There Will Be Another Chapter

The world will move along. The Tech Industry in all its creativity, power and craziness will continue. For the last few years, we had the fun and fantasies of endless cheap money. That'll happen again, but not today. This year, and for a while, reality will be having its say.

We're all writing a new chapter.
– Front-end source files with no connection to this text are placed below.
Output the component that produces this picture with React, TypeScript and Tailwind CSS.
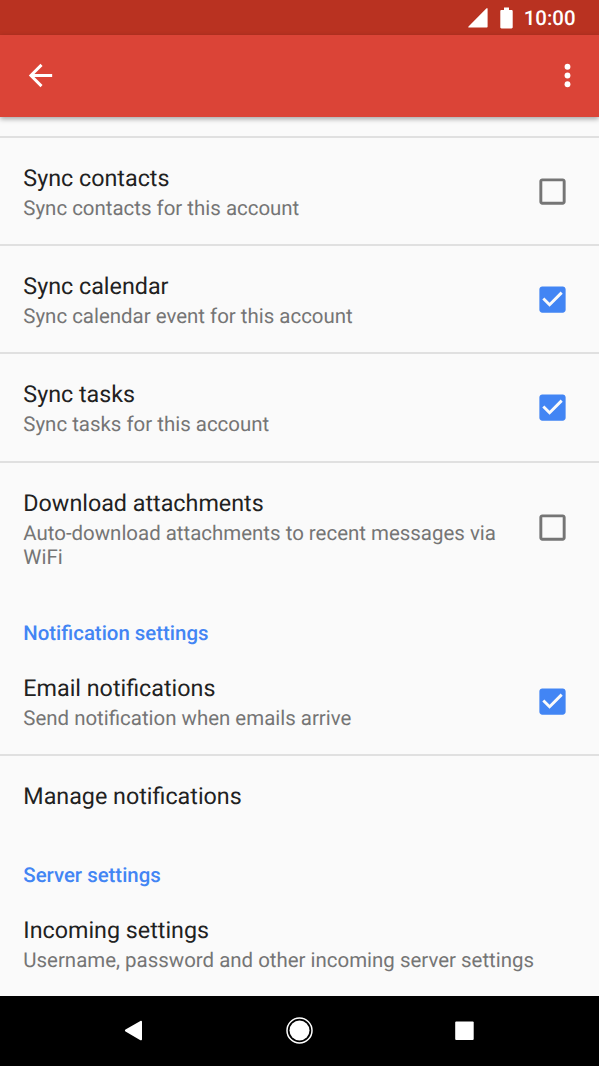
type Setting = {
  title: string;
  summary?: string;
  checked?: boolean;
};

const syncSettings: Setting[] = [
  { title: "Sync contacts", summary: "Sync contacts for this account", checked: false },
  { title: "Sync calendar", summary: "Sync calendar event for this account", checked: true },
  { title: "Sync tasks", summary: "Sync tasks for this account", checked: true },
  {
    title: "Download attachments",
    summary: "Auto-download attachments to recent messages via WiFi",
    checked: false,
  },
];

const notificationSettings: Setting[] = [
  { title: "Email notifications", summary: "Send notification when emails arrive", checked: true },
  { title: "Manage notifications" },
];

const serverSettings: Setting[] = [
  { title: "Incoming settings", summary: "Username, password and other incoming server settings" },
];

function Checkbox({ checked }: { checked: boolean }) {
  return (
    <svg viewBox="0 0 24 24" className={checked ? "size-[35px] shrink-0 fill-[#4285f4]" : "size-[35px] shrink-0 fill-[#757575]"}>
      {checked ? (
        <path d="M19 3H5c-1.11 0-2 .9-2 2v14c0 1.1.89 2 2 2h14c1.11 0 2-.9 2-2V5c0-1.1-.89-2-2-2zm-9 14l-5-5 1.41-1.41L10 14.17l7.59-7.59L19 8l-9 9z" />
      ) : (
        <path d="M19 5v14H5V5h14m0-2H5c-1.1 0-2 .9-2 2v14c0 1.1.9 2 2 2h14c1.1 0 2-.9 2-2V5c0-1.1-.9-2-2-2z" />
      )}
    </svg>
  );
}

function Row({ title, summary, checked }: Setting) {
  return (
    <div className="flex items-center pr-[29px] pl-[23.3px]">
      <div className="flex-1 pt-[26px] pb-[24.2px]">
        <div className="text-[23.3px] leading-[28px] text-[#212121]">{title}</div>
        {summary ? (
          <div className="mt-1 text-[20.45px] leading-[24px] text-[#757575]">{summary}</div>
        ) : null}
      </div>
      {checked !== undefined ? (
        <div className="ml-[23px] flex">
          <Checkbox checked={checked} />
        </div>
      ) : null}
    </div>
  );
}

function Group({ heading, items }: { heading?: string; items: Setting[] }) {
  return (
    <section>
      {heading ? (
        <h2 className="h-[55.3px] px-[23.3px] pt-[28.3px] text-[20.4px] leading-[24px] font-medium text-[#4285f4]">
          {heading}
        </h2>
      ) : null}
      <div className="divide-y-2 divide-[#e0e0e0]">
        {items.map((item) => (
          <Row key={item.title} {...item} />
        ))}
      </div>
    </section>
  );
}

function StatusBar() {
  return (
    <div className="flex h-[35px] items-center justify-end bg-[#b93221] pr-[23.5px] text-white">
      <svg viewBox="0 0 20 20" className="mr-3 size-[20px] fill-current">
        <path d="M19.6 0.6v18.2a.8.8 0 0 1-.8.8H1c-.8 0-1-.7-.5-1.2L18.3.5c.5-.5 1.3-.3 1.3.1z" />
      </svg>
      <svg viewBox="0 0 13 22" className="mr-[11px] h-[22px] w-[13px] fill-current">
        <path d="M4 .5h5V3h2.5c.7 0 1.2.5 1.2 1.2v16.1c0 .7-.5 1.2-1.2 1.2h-10C.8 21.5.3 21 .3 20.3V4.2C.3 3.5.8 3 1.5 3H4z" />
      </svg>
      <span className="pt-px text-[20.4px] leading-[24px] font-medium">10:00</span>
    </div>
  );
}

function AppBar() {
  return (
    <header className="z-10 flex h-[81.5px] items-center justify-between bg-[#db4437] pr-[14.5px] pl-[23px] text-white shadow-[0_2px_5px_rgba(0,0,0,0.35)]">
      <svg viewBox="0 0 24 24" className="size-[35px] fill-current">
        <path d="M20 11H7.83l5.59-5.59L12 4l-8 8 8 8 1.41-1.41L7.83 13H20v-2z" />
      </svg>
      <svg viewBox="0 0 24 24" className="size-[35px] fill-current">
        <circle cx="12" cy="6" r="2" />
        <circle cx="12" cy="12" r="2" />
        <circle cx="12" cy="18" r="2" />
      </svg>
    </header>
  );
}

function NavBar() {
  return (
    <nav className="flex h-[70px] shrink-0 items-center justify-center gap-[130.5px] bg-black pr-px pb-px text-white">
      <svg viewBox="0 0 35 35" className="size-[35px] fill-current">
        <path d="M26 8.7v17.6c0 1-.8 1.3-1.6.9L9.5 18.5c-.8-.5-.8-1.4 0-1.9L24.4 7.9c.8-.5 1.6-.2 1.6.8z" />
      </svg>
      <svg viewBox="0 0 35 35" className="size-[35px] fill-current">
        <circle cx="17.5" cy="17.5" r="12.5" fill="none" stroke="currentColor" strokeWidth="1.5" />
        <circle cx="17.5" cy="17.5" r="10" />
      </svg>
      <svg viewBox="0 0 35 35" className="size-[35px] fill-current">
        <rect x="8.2" y="8.5" width="18.5" height="18.5" rx="1" />
      </svg>
    </nav>
  );
}

export default function App() {
  return (
    <div className="flex h-screen flex-col overflow-hidden bg-[#fafafa] font-[Roboto,sans-serif] [text-rendering:geometricPrecision]">
      <StatusBar />
      <AppBar />
      <main className="min-h-0 flex-1 overflow-hidden pt-[19.5px]">
        <div className="border-t-2 border-[#e0e0e0]">
          <Group items={syncSettings} />
          <Group heading="Notification settings" items={notificationSettings} />
          <Group heading="Server settings" items={serverSettings} />
        </div>
      </main>
      <NavBar />
    </div>
  );
}
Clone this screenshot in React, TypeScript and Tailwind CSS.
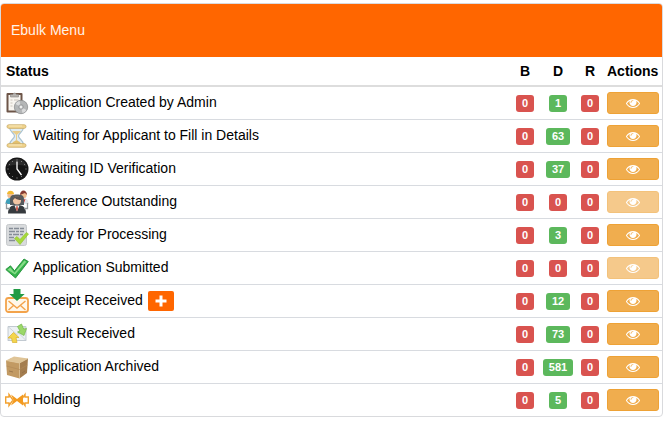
import React from "react";

type Row = {
  label: string;
  icon: React.ReactNode;
  counts: [number, number, number];
  disabled?: boolean;
  addable?: boolean;
};

function Icon({ children }: { children: React.ReactNode }) {
  return (
    <svg viewBox="0 0 24 24" className="size-6 shrink-0" fill="none" aria-hidden="true">
      {children}
    </svg>
  );
}

const ClipboardDisc = () => (
  <Icon>
    <rect x="1.500" y="2" width="16" height="19.500" rx="1" fill="#6d5548" />
    <path d="M3.500 4h12v15.500h-12z" fill="#f8f5f0" />
    <path d="M5.500 3.500h2.200a2 2 0 0 1 3.800 0h2V6h-8z" fill="#b5b2ae" stroke="#85817d" strokeWidth=".6" />
    <path d="M5.500 9h2M9 9h4.500M5.500 12h2M5.500 15h2" stroke="#cbc4bb" />
    <circle cx="16" cy="16" r="6.700" fill="#b4b6b7" stroke="#858788" strokeWidth=".7" />
    <path d="M16 16 10.500 13a6.200 6.200 0 0 1 4-3zM16 16l5.500 3a6.200 6.200 0 0 1-4 3z" fill="#d9dadb" />
    <circle cx="16" cy="16" r="2.300" fill="#c9cacb" stroke="#858788" strokeWidth=".6" />
    <circle cx="16" cy="16" r=".9" fill="#fff" />
  </Icon>
);

const Hourglass = () => (
  <Icon>
    <path d="M4.500 3h14c0 5-5 6-5 9s5 4 5 9h-14c0-5 5-6 5-9s-5-4-5-9z" fill="#e1edf3" stroke="#a9c2d0" strokeWidth="1.200" />
    <path d="M7 7h9c-1 2-3.500 2.500-4.500 4.500C10.500 9.500 8 9 7 7z" fill="#e8cd8b" />
    <path d="M7 20c.5-2.500 3-2.500 4.500-4.500 1.500 2 4 2 4.500 4.500z" fill="#e3c06c" />
    <path d="M11.500 11v6" stroke="#e8cd8b" />
    <rect x="2" y=".7" width="19" height="3.700" rx="1.800" fill="#f0d48d" stroke="#c7a763" strokeWidth=".7" />
    <rect x="2" y="19.600" width="19" height="3.700" rx="1.800" fill="#f0d48d" stroke="#c7a763" strokeWidth=".7" />
    <path d="M4 2h13M4 21h13" stroke="#faecc6" strokeWidth=".8" />
  </Icon>
);

const Clock = () => (
  <Icon>
    <circle cx="12" cy="12" r="11.500" fill="#151515" />
    <path d="M2 10a10.200 10.200 0 0 1 20 0C16 7 8 7 2 10z" fill="#2b2b2b" />
    <path d="M12 2.500v1M12 20.500v1M2.500 12h1M20.500 12h1M7.200 4l.4.700M16.800 4l-.4.700M4 7.200l.7.400M20 7.200l-.7.400M4 16.800l.7-.4M7.200 20l.4-.7M16.800 20l-.4-.7" stroke="#c4c4c4" strokeWidth=".8" />
    <path d="M12 4.500V12l4.500 6" stroke="#fff" strokeWidth="1.300" />
  </Icon>
);

const People = () => (
  <Icon>
    <path d="M.5 14c0-4 2-6 5-6s5 2 5 6z" fill="#3f9fb9" />
    <path d="M14 14c0-4 1.500-6 4.500-6s5 2 5 6z" fill="#e0e4e9" />
    <circle cx="5.500" cy="5" r="3.200" fill="#f0bd91" />
    <path d="M2 4C2-.5 9-.5 9 4z" fill="#f1b932" />
    <circle cx="18.500" cy="5" r="3.200" fill="#f0bd91" />
    <path d="M15 5c0-6 7-6 7 0l-2-2z" fill="#873c34" />
    <path d="m17 9 1.500 4L20 9" stroke="#d83b39" />
    <path d="M5 15V9.500C5 5 8 4.500 12 4.500s7 .5 7 5V15z" fill="#555a5e" />
    <path d="M3 23.500c0-6 3-8.500 9-8.500s9 2.500 9 8.500z" fill="#363a3e" />
    <circle cx="12" cy="10.500" r="4" fill="#f2c5a4" />
    <path d="M8 10c-1-5 9-5 8 0-2 0-5-.5-6-2z" fill="#5c5450" />
    <path d="m9.500 15.500 2.500 6 2.500-6z" fill="#f6f6f6" />
    <path d="m11.500 16-.5 3 1 2.500 1-2.500-.5-3z" fill="#cc4b3d" />
    <path d="M1.500 13v5.500H5M22.500 13v5.500H19" stroke="#92979b" strokeWidth="1.300" />
  </Icon>
);

const ReadyDocument = () => (
  <Icon>
    <rect x="1.500" y="1.500" width="20" height="21" rx="2" fill="#d9dbdd" stroke="#c5c8cb" />
    <path d="M4 5.500h4M9 5.500h5M15 5.500h4M4 8.500h6M11 8.500h3M15 8.500h4M4 11.500h3M8 11.500h6M15 11.500h3M4 14.500h5M4 17.500h6" stroke="#858c96" strokeWidth="1.400" />
    <path d="m9.500 15.500 2.500-2 3 3 6.500-7L23.500 11 15 21.500z" fill="#a7d93d" stroke="#8bc427" strokeWidth=".6" />
  </Icon>
);

const Tick = () => (
  <Icon>
    <path d="m.8 13.500 4.700-3.700 4 5L19 3l4.300 2.500L10.500 22z" fill="#35b34c" stroke="#25913b" strokeWidth=".9" strokeLinejoin="round" />
    <path d="m2.500 13.700 2.800-2.200 4.200 5.200L19.300 4.500l2 1.200L10 18.500z" fill="#86dc87" />
  </Icon>
);

const MailDown = () => (
  <Icon>
    <rect x="1" y="9" width="22" height="14" rx="2.500" fill="#fff8eb" stroke="#f3a34b" strokeWidth="1.800" />
    <path d="m3.500 12 8.500 7 8.500-7M3.500 21l5-4.500M20.500 21l-5-4.500" stroke="#f3a34b" strokeWidth="1.400" />
    <path d="M8.500 0h7v5h4.200L12 12 4.300 5h4.200z" fill="#229b45" />
  </Icon>
);

const MailExchange = () => (
  <Icon>
    <path d="M3 4.500h18v14H3z" fill="#edf1f4" stroke="#b5bec6" strokeWidth=".8" />
    <path d="m3 4.500 9 8 9-8M3 18.500l7-7M21 18.500l-7-7" stroke="#c5cdd3" strokeWidth=".8" />
    <path d="m12.500 4.500 4-2.500 2.200 5 2.800-.5-2.500 7-6.500-3.500 2.500-1z" fill="#9bd868" stroke="#76b64b" strokeWidth=".7" />
    <path d="m8.500 10.500 5.500 5h-3l1 5H7.500l-1-4.500H3z" fill="#f4d54c" stroke="#d8b02d" strokeWidth=".7" />
  </Icon>
);

const Box = () => (
  <Icon>
    <path d="M1 5.500 9 1.500l14 2L14.500 8z" fill="#dfc497" />
    <path d="M1 5.500 14.500 8v15.500L2 20z" fill="#c29a63" />
    <path d="M14.500 8 23 3.500 22 18l-7.500 5.500z" fill="#a47d4f" />
    <path d="m5 3.500 13.500 2.300M1 5.500 14.500 8 23 3.500M14.500 8v15" stroke="#e1c799" strokeWidth=".7" />
    <path d="m1.500 11 13 3.500 8-4.500" stroke="#b18a57" strokeWidth=".7" />
    <path d="m4 16 4 1M17 18l3-2" stroke="#8c6a43" strokeWidth=".7" />
  </Icon>
);

const Holding = () => (
  <Icon>
    <path d="M.7 9H4V6.500L8 12l-4 5.500V15H.7zM23.300 9H20V6.500L16 12l4 5.500V15h3.300z" stroke="#f2a12f" strokeWidth="1.400" />
    <path d="M6 6.500 12 11l6-4.500v11L12 13l-6 4.500 2.500-5.500z" fill="#f39a1f" />
  </Icon>
);

const Eye = () => (
  <svg viewBox="0 0 1792 1792" className="size-3.5" fill="currentColor" aria-hidden="true">
    <path d="M1664 960q-152-236-381-353 61 104 61 225 0 185-131.500 316.500t-316.500 131.500-316.500-131.500-131.500-316.500q0-121 61-225-229 117-381 353 133 205 333.500 326.500t434.500 121.500 434.500-121.500 333.500-326.500zM944 576q0-20-14-34t-34-14q-125 0-214.500 89.500t-89.500 214.500q0 20 14 34t34 14 34-14 14-34q0-86 61-147t147-61q20 0 34-14t14-34zM1792 960q0 34-20 69-140 230-376.500 368.500t-499.500 138.500-499.500-139-376.500-368q-20-35-20-69t20-69q140-229 376.500-368t499.500-139 499.500 139 376.500 368q20 35 20 69z" />
  </svg>
);

const rows: Row[] = [
  { label: "Application Created by Admin", icon: <ClipboardDisc />, counts: [0, 1, 0] },
  { label: "Waiting for Applicant to Fill in Details", icon: <Hourglass />, counts: [0, 63, 0] },
  { label: "Awaiting ID Verification", icon: <Clock />, counts: [0, 37, 0] },
  { label: "Reference Outstanding", icon: <People />, counts: [0, 0, 0], disabled: true },
  { label: "Ready for Processing", icon: <ReadyDocument />, counts: [0, 3, 0] },
  { label: "Application Submitted", icon: <Tick />, counts: [0, 0, 0], disabled: true },
  { label: "Receipt Received", icon: <MailDown />, counts: [0, 12, 0], addable: true },
  { label: "Result Received", icon: <MailExchange />, counts: [0, 73, 0] },
  { label: "Application Archived", icon: <Box />, counts: [0, 581, 0] },
  { label: "Holding", icon: <Holding />, counts: [0, 5, 0] },
];

function Badge({ value }: { value: number }) {
  return (
    <span
      className={`mx-auto block h-[17px] w-fit rounded-[3px] px-1.5 text-[11px] leading-[17px] font-bold text-white ${
        value > 0 ? "bg-[#5cb85c]" : "bg-[#d9534f]"
      }`}
    >
      {value}
    </span>
  );
}

export default function App() {
  return (
    <main className="bg-white pt-[3px] pr-1 font-['Liberation_Sans',Arial,sans-serif] text-sm text-black">
      <section className="overflow-hidden rounded border border-[#d9dadd]">
        <header className="bg-[#ff6600] px-2.5 py-4 leading-[21px] text-[#fff3e8]">
          <h1>Ebulk Menu</h1>
        </header>
        <table className="w-full table-fixed border-separate border-spacing-0">
          <colgroup>
            <col />
            <col className="w-[26px]" />
            <col className="w-10" />
            <col className="w-6" />
            <col className="w-[60px]" />
          </colgroup>
          <thead>
            <tr className="h-[30px] *:border-b-2 *:border-[#dddddd] *:p-0 *:font-bold">
              <th scope="col" className="text-left">
                <span className="pl-[5px]">Status</span>
              </th>
              <th scope="col">B</th>
              <th scope="col">D</th>
              <th scope="col">R</th>
              <th scope="col" className="text-left">
                <span className="pl-[5px]">Actions</span>
              </th>
            </tr>
          </thead>
          <tbody>
            {rows.map((row) => (
              <tr key={row.label} className="h-[33px] *:border-b *:border-[#d8dbe0] *:p-0 last:h-8 last:*:border-b-0">
                <td>
                  <div className="flex items-end gap-1 pl-1">
                    {row.icon}
                    <span className="pb-[3px] leading-5">{row.label}</span>
                    {row.addable && (
                      <button
                        type="button"
                        aria-label="Add receipt"
                        className="ml-px flex h-5 w-[26px] items-center justify-center self-center rounded-xs bg-[#ff6600] text-white"
                      >
                        <svg viewBox="0 0 12 12" className="size-3" fill="currentColor" aria-hidden="true">
                          <path d="M4.500.5h3v4h4v3h-4v4h-3v-4h-4v-3h4z" />
                        </svg>
                      </button>
                    )}
                  </div>
                </td>
                {row.counts.map((count, i) => (
                  <td key={i}>
                    <Badge value={count} />
                  </td>
                ))}
                <td>
                  <div className="pr-[3px] pl-[5px]">
                    <button
                      type="button"
                      disabled={row.disabled}
                      aria-label={`View ${row.label}`}
                      className="flex h-[22px] w-full items-center justify-center rounded-[3px] border border-[#eea236] bg-[#f0ad4e] text-white disabled:opacity-65"
                    >
                      <Eye />
                    </button>
                  </div>
                </td>
              </tr>
            ))}
          </tbody>
        </table>
      </section>
    </main>
  );
}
Let's write it with all the care, skill and grace we can summon.


Hard Problems in Soft Cultures

“a host of organizations today are falling short of their potential not because their cultures are too hard, but because they're too soft--and the latter can be as dysfunctional as the former”

A good companion read to Founder Panic, above, and perspective on the Great Continuing Twitter Mess.

Vision, Stories, Strategy

Super helpful thread on how building vision, then stories, then strategy can structure and motivate an organization (in the context of Musk not doing that, at least not so far).

The Important of Shared Narrative

A longer piece on creating and communicating a meaningful, therefore motivating, narrative.


“I went to the office for the first time today. Oh God it was great” — VP Eng, Decacorn.

A lot of discovery happening this year that people working in the same location is life-affirming, efficient and gets a lot of stuff done quickly. Companies experimenting with different models, tending towards distributed teams with regular onsites.

"My next startup is old school, in person all the way" — Unicorn Founder

Yeah. We tried "fully remote", and we're glad we're did, but humans need to see each other.

“It Got Bigger Than It Should Have” (A Slack Disaster) — Unicorn Founder, CTO

Yeah, it did. If you're digging into a hole in Slack, for the sake of everything that's holy, just stop. You will lose exactly nothing by stopping and you may lose an executive, hours of work and your sanity by not stopping.

“What are the outcomes we want to create and what are the structures we need to produce it?” — VP Eng, Decacorn

Probably the best summary of management/leadership I've ever seen, containing more wisdom than an entire airport bookstore.